● Information provided

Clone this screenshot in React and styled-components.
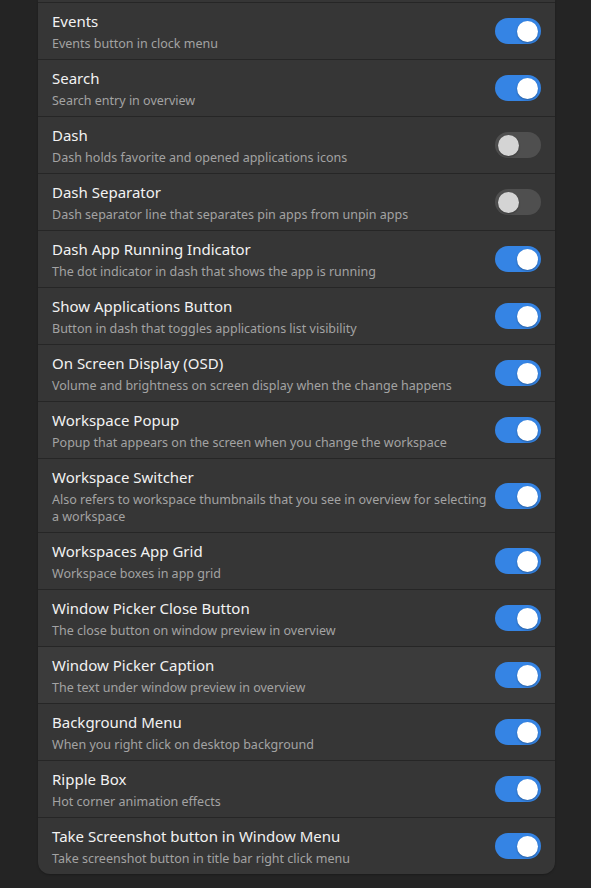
import React from 'react';
import styled, { createGlobalStyle } from 'styled-components';

const rows = [
  { title: 'Events', subtitle: 'Events button in clock menu', on: true },
  { title: 'Search', subtitle: 'Search entry in overview', on: true },
  { title: 'Dash', subtitle: 'Dash holds favorite and opened applications icons', on: false },
  { title: 'Dash Separator', subtitle: 'Dash separator line that separates pin apps from unpin apps', on: false },
  { title: 'Dash App Running Indicator', subtitle: 'The dot indicator in dash that shows the app is running', on: true },
  { title: 'Show Applications Button', subtitle: 'Button in dash that toggles applications list visibility', on: true },
  { title: 'On Screen Display (OSD)', subtitle: 'Volume and brightness on screen display when the change happens', on: true },
  { title: 'Workspace Popup', subtitle: 'Popup that appears on the screen when you change the workspace', on: true },
  { title: 'Workspace Switcher', subtitle: 'Also refers to workspace thumbnails that you see in overview for selecting a workspace', on: true },
  { title: 'Workspaces App Grid', subtitle: 'Workspace boxes in app grid', on: true },
  { title: 'Window Picker Close Button', subtitle: 'The close button on window preview in overview', on: true },
  { title: 'Window Picker Caption', subtitle: 'The text under window preview in overview', on: true, hover: true },
  { title: 'Background Menu', subtitle: 'When you right click on desktop background', on: true },
  { title: 'Ripple Box', subtitle: 'Hot corner animation effects', on: true },
  { title: 'Take Screenshot button in Window Menu', subtitle: 'Take screenshot button in title bar right click menu', on: true },
];

const App = () => (
  <>
    <GlobalStyle />
    <Page>
      <Card>
        {rows.map((row) => (
          <Row key={row.title} $hover={row.hover}>
            <Texts>
              <Title>{row.title}</Title>
              <Subtitle>{row.subtitle}</Subtitle>
            </Texts>
            <Switch $on={row.on}>
              <Knob $on={row.on} />
            </Switch>
          </Row>
        ))}
      </Card>
    </Page>
  </>
);

export default App;

const GlobalStyle = createGlobalStyle`
  html, body {
    margin: 0;
    padding: 0;
    background: #242424;
    overflow: hidden;
  }
  body {
    font-family: "Noto Sans", "Open Sans", sans-serif;
    -webkit-font-smoothing: antialiased;
  }
`;

const Page = styled.div`
  width: 591px;
  height: 888px;
  padding: 0 36px 0 38px;
  box-sizing: border-box;
`;

const Card = styled.div`
  background: #363636;
  border-radius: 0 0 12px 12px;
  padding-top: 2px;
  box-shadow: 0 1px 2px rgba(0, 0, 0, 0.25);
  overflow: hidden;
`;

const Row = styled.div`
  display: flex;
  align-items: center;
  gap: 6px;
  min-height: 57px;
  padding: 0 14px;
  box-sizing: border-box;
  border-top: 1px solid #262626;
  background: ${(p) => (p.$hover ? '#3b3b3b' : 'transparent')};
`;

const Texts = styled.div`
  flex: 1;
  display: flex;
  flex-direction: column;
  gap: 4px;
  padding: 8px 0 7px;
`;

const Title = styled.div`
  font-size: 15px;
  line-height: 20px;
  color: #f2f2f2;
`;

const Subtitle = styled.div`
  font-size: 12.5px;
  line-height: 17px;
  color: #a3a3a3;
`;

const Switch = styled.div`
  flex: none;
  position: relative;
  width: 46px;
  height: 26px;
  border-radius: 13px;
  background: ${(p) => (p.$on ? '#3584e4' : '#4f4f4f')};
`;

const Knob = styled.div`
  position: absolute;
  top: 3px;
  left: ${(p) => (p.$on ? '22px' : '3px')};
  width: 21px;
  height: 21px;
  border-radius: 50%;
  background: ${(p) => (p.$on ? '#ffffff' : '#d4d4d4')};
  box-shadow: 0 1px 2px rgba(0, 0, 0, 0.3);
`;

● Your instructions
List all lines holding the string "styled".

● Worked answer
Clone this screenshot in React and styled-components.
import styled, { createGlobalStyle } from 'styled-components';
const Page = styled.div`
const Card = styled.div`
const Row = styled.div`
const Texts = styled.div`
const Title = styled.div`
const Subtitle = styled.div`
const Switch = styled.div`
const Knob = styled.div`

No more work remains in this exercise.